Geo-replication example with a full-mesh pattern

In the aforementioned example, the T1 topic is replicated among three clusters, Cluster-A, Cluster-B, and Cluster-C.

All messages produced in any of the three clusters are delivered to all subscriptions in other clusters. In this case, C1 and C2 consumers receive all messages that P1, P2, and P3 producers publish. Ordering is still guaranteed on a per-producer basis.

Configure replication

To configure geo-replicated clusters, complete the following steps.

Step 1: Connect replication clusters

To replicate data among clusters, you need to configure each cluster to connect to the other. You can use the pulsar-admin tool to create a connection.

Example

Suppose that you have 3 replication clusters: us-west, us-cent, and us-east.
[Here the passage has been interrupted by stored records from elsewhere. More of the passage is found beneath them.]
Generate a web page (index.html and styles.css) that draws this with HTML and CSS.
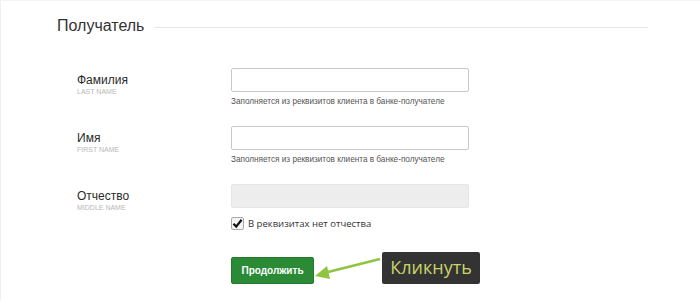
FILE: index.html
```html
<!DOCTYPE html>
<html lang="ru">
    <head>
        <meta charset="UTF-8">
        <title>Получатель</title>
        <link rel="stylesheet" href="styles.css">
    </head>
    <body>
    <div class="page">
        <div class="section-head">
            <h2 class="section-title">Получатель</h2>
            <div class="section-line"></div>
        </div>

        <div class="field">
            <div class="field-label">
                <div class="label-name">Фамилия</div>
                <div class="label-sub">LAST NAME</div>
            </div>
            <div class="field-body">
                <input type="text" class="text-input">
                <div class="field-hint">Заполняется из реквизитов клиента в банке-получателе</div>
            </div>
        </div>

        <div class="field">
            <div class="field-label">
                <div class="label-name">Имя</div>
                <div class="label-sub">FIRST NAME</div>
            </div>
            <div class="field-body">
                <input type="text" class="text-input">
                <div class="field-hint">Заполняется из реквизитов клиента в банке-получателе</div>
            </div>
        </div>

        <div class="field">
            <div class="field-label">
                <div class="label-name">Отчество</div>
                <div class="label-sub">MIDDLE NAME</div>
            </div>
            <div class="field-body">
                <input type="text" class="text-input" disabled>
                <label class="check">
                    <span class="check-box">
                        <svg width="11" height="11" viewBox="0 0 11 11"><path d="M1.5 5.8 L4.2 8.6 L9.6 1.8" fill="none" stroke="#111" stroke-width="2.2"/></svg>
                    </span>
                    В реквизитах нет отчества
                </label>
            </div>
        </div>

        <div class="actions">
            <button class="btn-next">Продолжить</button>
            <svg class="arrow" width="68" height="30" viewBox="0 0 68 30">
                <line x1="66" y1="9" x2="10" y2="23" stroke="#8fc540" stroke-width="2.5"/>
                <polygon points="1,26 13,16 16,29" fill="#8fc540"/>
            </svg>
            <div class="callout">Кликнуть</div>
        </div>
    </div>
    </body>
</html>
```

FILE: styles.css
```css
body {
    margin: 0;
    background: #fff;
    font-family: "Liberation Sans", Arial, sans-serif;
    color: #333;
}
.page {
    height: 300px;
    border-top: 1px solid #f4f4f4;
    border-left: 1px solid #f0f0f0;
    padding: 15px 52px 0 56px;
    box-sizing: border-box;
}
.section-head {
    display: flex;
    align-items: center;
}
.section-title {
    margin: 0;
    font-size: 16px;
    line-height: 20px;
    font-weight: normal;
    color: #333;
}
.section-line {
    flex: 1;
    margin: 3px 0 0 10px;
    border-top: 1px solid #e6e6e6;
}

.field {
    display: grid;
    grid-template-columns: 154px 238px;
    margin-left: 20px;
}
.field + .field {
    margin-top: 19px;
}
.section-head + .field {
    margin-top: 32px;
}
.field-label {
    padding-top: 5px;
}
.label-name {
    font-size: 12px;
    line-height: 14px;
    color: #2a2a2a;
}
.label-sub {
    font-size: 7px;
    line-height: 9px;
    color: #b8b8b8;
}
.text-input {
    display: block;
    width: 238px;
    height: 24px;
    margin: 0;
    box-sizing: border-box;
    border: 1px solid #c8c8c8;
    border-radius: 2px;
    background: #fff;
}
.text-input:disabled {
    background: #ededed;
    border-color: #e6e6e6;
}
.field-hint {
    margin-top: 4px;
    font-size: 8.2px;
    line-height: 11px;
    color: #555;
}
.check {
    display: flex;
    align-items: center;
    margin-top: 9px;
    font-family: "Open Sans", sans-serif;
    font-size: 9.5px;
    color: #333;
}
.check-box {
    width: 11px;
    height: 11px;
    border: 1px solid #a9a9a9;
    border-radius: 2px;
    background: #f4f4f4;
    margin-right: 4px;
    display: flex;
}

.actions {
    display: flex;
    align-items: flex-end;
    margin: 20px 0 0 174px;
}
.btn-next {
    width: 83px;
    height: 27px;
    margin: 0;
    padding: 0;
    background: #2b8a36;
    border: 1px solid #237a2d;
    border-radius: 2px;
    color: #fff;
    font-family: "Liberation Sans", Arial, sans-serif;
    font-size: 10px;
    font-weight: bold;
}
.arrow {
    display: block;
    margin-bottom: 4px;
}
.callout {
    width: 98px;
    height: 32px;
    line-height: 31px;
    background: #333;
    border-radius: 2px;
    color: #c8d46a;
    font-family: "Open Sans", sans-serif;
    font-size: 18px;
    text-align: center;
}
```
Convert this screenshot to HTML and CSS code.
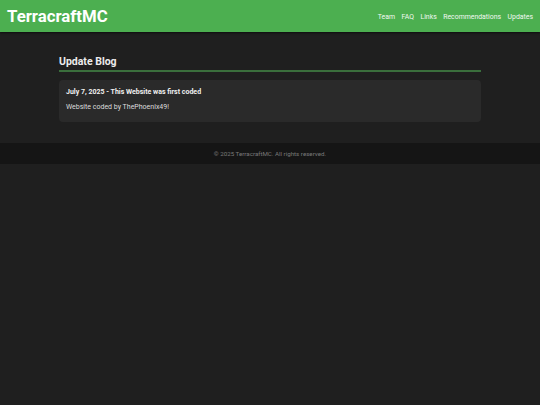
FILE: index.html
```html
<!DOCTYPE html>
<html lang="en">
<head>
<meta charset="utf-8">
<title>TerracraftMC - Updates</title>
<link rel="stylesheet" href="styles.css">
</head>
<body>
<header class="site-header">
  <div class="logo">TerracraftMC</div>
  <nav class="nav">
    <a href="#">Team</a>
    <a href="#">FAQ</a>
    <a href="#">Links</a>
    <a href="#">Recommendations</a>
    <a href="#">Updates</a>
  </nav>
</header>
<main class="main">
  <h2 class="section-title">Update Blog</h2>
  <article class="post">
    <h3 class="post-title">July 7, 2025 - This Website was first coded</h3>
    <p class="post-body">Website coded by ThePhoenix49!</p>
  </article>
</main>
<footer class="site-footer">© 2025 TerracraftMC. All rights reserved.</footer>
</body>
</html>
```
FILE: styles.css
```css
html, body {
  margin: 0;
  padding: 0;
}
body {
  background: #1f1f1f;
  color: #e6e6e6;
  font-family: Roboto, "Liberation Sans", sans-serif;
}
.site-header {
  background: #4caf50;
  height: 32px;
  display: flex;
  align-items: center;
  justify-content: space-between;
  padding: 0 7px;
  box-shadow: 0 1px 2px rgba(0,0,0,0.6);
  position: relative;
}
.logo {
  font-size: 16.8px;
  font-weight: 700;
  color: #ffffff;
}
.nav {
  display: flex;
  gap: 6.5px;
  padding-top: 1px;
}
.nav a {
  color: #f1f8f1;
  text-decoration: none;
  font-size: 6.9px;
}
.main {
  max-width: 422px;
  margin: 0 auto;
  padding: 23px 0 21px;
}
.section-title {
  margin: 0 0 8px;
  font-size: 10.5px;
  font-weight: 700;
  color: #ececec;
  padding-bottom: 2px;
  border-bottom: 2px solid #3a6e3c;
}
.post {
  background: #2a2a2a;
  border-radius: 4px;
  padding: 8px 7px 11px;
}
.post-title {
  margin: 0 0 7px;
  font-size: 7px;
  font-weight: 700;
  color: #f0f0f0;
}
.post-body {
  margin: 0;
  font-size: 7px;
  color: #dcdcdc;
}
.site-footer {
  background: #151515;
  height: 21px;
  display: flex;
  align-items: center;
  justify-content: center;
  font-size: 6.2px;
  color: #7a7a7a;
}
```
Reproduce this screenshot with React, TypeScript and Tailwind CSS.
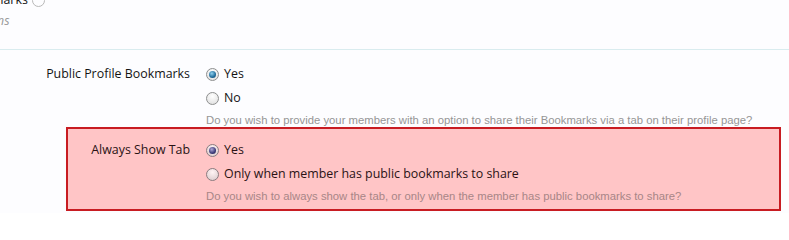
import React from 'react';

const Radio = ({ checked, tinted }: { checked?: boolean; tinted?: boolean }) => (
  <span
    className={`relative inline-flex h-[13px] w-[13px] shrink-0 items-center justify-center rounded-full border ${
      tinted
        ? 'border-[#8a7c80] bg-[radial-gradient(circle_at_50%_30%,#fff4f4,#d8c8ca)]'
        : 'border-[#8e8f8f] bg-[radial-gradient(circle_at_50%_30%,#ffffff,#dcdcdc)]'
    }`}
  >
    {checked && (
      <span
        className={`h-[7px] w-[7px] rounded-full ${
          tinted
            ? 'bg-[radial-gradient(circle_at_40%_35%,#b0a8d8,#3b3a78_60%,#241f4a)]'
            : 'bg-[radial-gradient(circle_at_40%_35%,#8fd0ee,#1f6b9a_60%,#0d3f63)]'
        }`}
      />
    )}
  </span>
);

const Option = ({ label, checked, tinted }: { label: string; checked?: boolean; tinted?: boolean }) => (
  <label className="flex h-[24px] items-center gap-[5px]">
    <Radio checked={checked} tinted={tinted} />
    <span className={`text-[12.4px] ${tinted ? 'text-[#2a1214]' : 'text-[#141414]'}`}>{label}</span>
  </label>
);

const Row = ({
  label,
  options,
  hint,
  tinted,
}: {
  label: string;
  options: { label: string; checked?: boolean }[];
  hint: string;
  tinted?: boolean;
}) => (
  <div className="flex">
    <div className={`w-[192px] shrink-0 pr-[2px] pt-[3px] text-right text-[12.4px] ${tinted ? 'text-[#2a1214]' : 'text-[#141414]'}`}>
      <div className="flex h-[18px] items-center justify-end">{label}</div>
    </div>
    <div className="ml-[14px] flex flex-col">
      {options.map((o, i) => (
        <Option key={i} label={o.label} checked={o.checked} tinted={tinted} />
      ))}
      <p className={`mt-[3px] text-[11.3px] leading-[14px] font-['Liberation_Sans',sans-serif] ${tinted ? 'text-[#a88587]' : 'text-[#969696]'}`}>
        {hint}
      </p>
    </div>
  </div>
);

export default function App() {
  return (
    <div className="h-[213px] w-[789px] overflow-hidden bg-[#fdfdff] font-['Open_Sans',sans-serif]">
      {/* cut-off section above */}
      <div className="h-[50px] overflow-hidden border-b border-[#d9ecef]">
        <div className="-mt-[9px] -ml-[8px] flex items-center gap-[4px]">
          <span className="text-[12.4px] text-[#141414]">marks</span>
          <span className="h-[13px] w-[13px] rounded-full border border-[#b8b8b8]" />
        </div>
        <div className="-ml-[3px] mt-[2px] text-[12.4px] italic text-[#9a9a9a]">ns</div>
      </div>

      <div className="pt-[12px]">
        <Row
          label="Public Profile Bookmarks"
          options={[{ label: 'Yes', checked: true }, { label: 'No' }]}
          hint="Do you wish to provide your members with an option to share their Bookmarks via a tab on their profile page?"
        />
      </div>

      <div className="ml-[66px] mr-[8px] mt-[0px] border-2 border-[#c81c22] bg-[#ffc5c6] pb-[6px] pt-[9px]">
        <div className="-ml-[68px]">
          <Row
            tinted
            label="Always Show Tab"
            options={[{ label: 'Yes', checked: true }, { label: 'Only when member has public bookmarks to share' }]}
            hint="Do you wish to always show the tab, or only when the member has public bookmarks to share?"
          />
        </div>
      </div>
    </div>
  );
}
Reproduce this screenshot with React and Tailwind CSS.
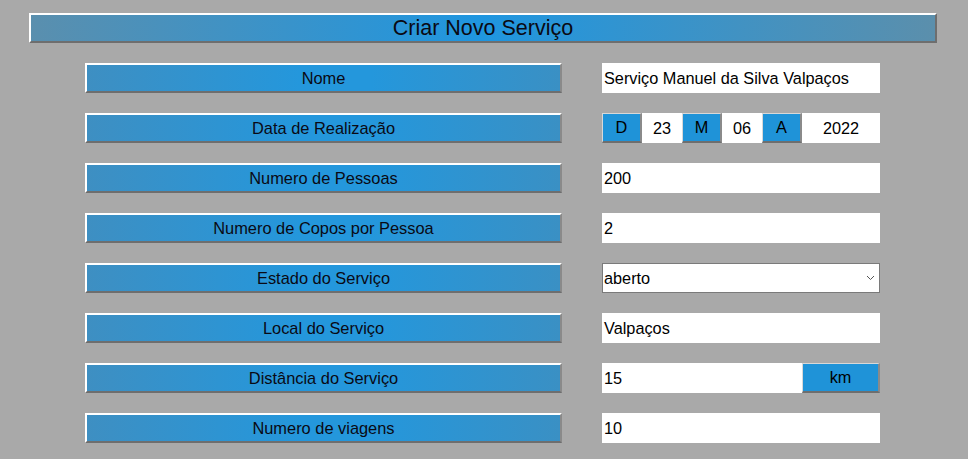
import React from 'react';

const labelCls =
    'w-[477px] h-[30px] flex items-center justify-center border-t-2 border-l-2 border-t-white border-l-white border-b-2 border-r-2 border-b-[#6e6e6e] border-r-[#8a8a8a] bg-[linear-gradient(to_right,#3e8fc2,#2497dc_45%,#2497dc_60%,#3a90c4)] text-[16.4px] text-[#0a0a14]';

const boxCls = 'w-[278px] h-[30px] bg-white flex items-center pl-[2px] text-[16.3px] text-black';

const smallBtn =
    'w-[40px] h-[30px] flex items-center justify-center bg-[#1f93d8] border-t border-l border-t-[#d8d8d8] border-l-[#d8d8d8] border-b-2 border-r-2 border-b-[#6e6e6e] border-r-[#8a8a8a] text-[16.3px] text-black';

const Row = ({ label, children }) => (
    <div className="flex items-center pl-[85px] gap-[40px]">
        <div className={labelCls}>{label}</div>
        {children}
    </div>
);

const App = () => {
    return (
        <div className="w-[968px] h-[459px] bg-[#a9a9a9] pt-[13px] font-['Liberation_Sans',Arial,sans-serif] overflow-hidden">
            <div className="ml-[29px] w-[908px] h-[30px] flex items-center justify-center border-t-2 border-l-2 border-t-white border-l-white border-b-2 border-r-2 border-b-[#6e6e6e] border-r-[#6e6e6e] bg-[linear-gradient(to_right,#5a8fae,#1f96e0_50%,#5b8fac)] text-[21.5px] text-[#0a0a14]">
                Criar Novo Serviço
            </div>
            <div className="flex flex-col gap-[20px] mt-[20px]">
                <Row label="Nome">
                    <div className={boxCls}>Serviço Manuel da Silva Valpaços</div>
                </Row>
                <Row label="Data de Realização">
                    <div className="flex w-[278px] h-[30px] text-[16.3px]">
                        <div className={smallBtn}>D</div>
                        <div className="w-[40px] h-[30px] bg-white flex items-center justify-center">23</div>
                        <div className={smallBtn}>M</div>
                        <div className="w-[40px] h-[30px] bg-white flex items-center justify-center">06</div>
                        <div className={smallBtn}>A</div>
                        <div className="flex-1 h-[30px] bg-white flex items-center justify-center">2022</div>
                    </div>
                </Row>
                <Row label="Numero de Pessoas">
                    <div className={boxCls}>200</div>
                </Row>
                <Row label="Numero de Copos por Pessoa">
                    <div className={boxCls}>2</div>
                </Row>
                <Row label="Estado do Serviço">
                    <div className="w-[278px] h-[30px] bg-white border border-[#7a7a7a] flex items-center justify-between pl-[1px] pr-[4px] text-[16.3px] text-black">
                        <span>aberto</span>
                        <svg width="9" height="6" viewBox="0 0 9 6" fill="none">
                            <path d="M1 1l3.5 3.5L8 1" stroke="#555" strokeWidth="1" />
                        </svg>
                    </div>
                </Row>
                <Row label="Local do Serviço">
                    <div className={boxCls}>Valpaços</div>
                </Row>
                <Row label="Distância do Serviço">
                    <div className="flex w-[278px] h-[30px] text-[16.3px]">
                        <div className="w-[200px] h-[30px] bg-white flex items-center pl-[2px]">15</div>
                        <div className="flex-1 h-[30px] flex items-center justify-center bg-[#1f93d8] border-t border-l border-t-[#d8d8d8] border-l-[#d8d8d8] border-b-2 border-r-2 border-b-[#6e6e6e] border-r-[#8a8a8a]">
                            km
                        </div>
                    </div>
                </Row>
                <Row label="Numero de viagens">
                    <div className={boxCls}>10</div>
                </Row>
            </div>
        </div>
    );
};

export default App;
  1. Configure the connection from us-west to us-east.

    Run the following command on us-west.

    1. bin/pulsar-admin clusters create \
    2. --broker-url pulsar://<DNS-OF-US-EAST>:<PORT> \
    3. --url http://<DNS-OF-US-EAST>:<PORT> \
    4. us-east

Geo-replication - 图2tip

  • If you want to use a secure connection for a cluster, you can use the flags --broker-url-secure and --url-secure. For more information, see pulsar-admin clusters create.
  • Different clusters may have different authentications. You can use the authentication flag --auth-plugin and --auth-parameters together to set cluster authentication, which overrides brokerClientAuthenticationPlugin and brokerClientAuthenticationParameters if authenticationEnabled sets to true in broker.conf and standalone.conf. For more information, see authentication and authorization.
  1. Configure the connection from us-west to us-cent.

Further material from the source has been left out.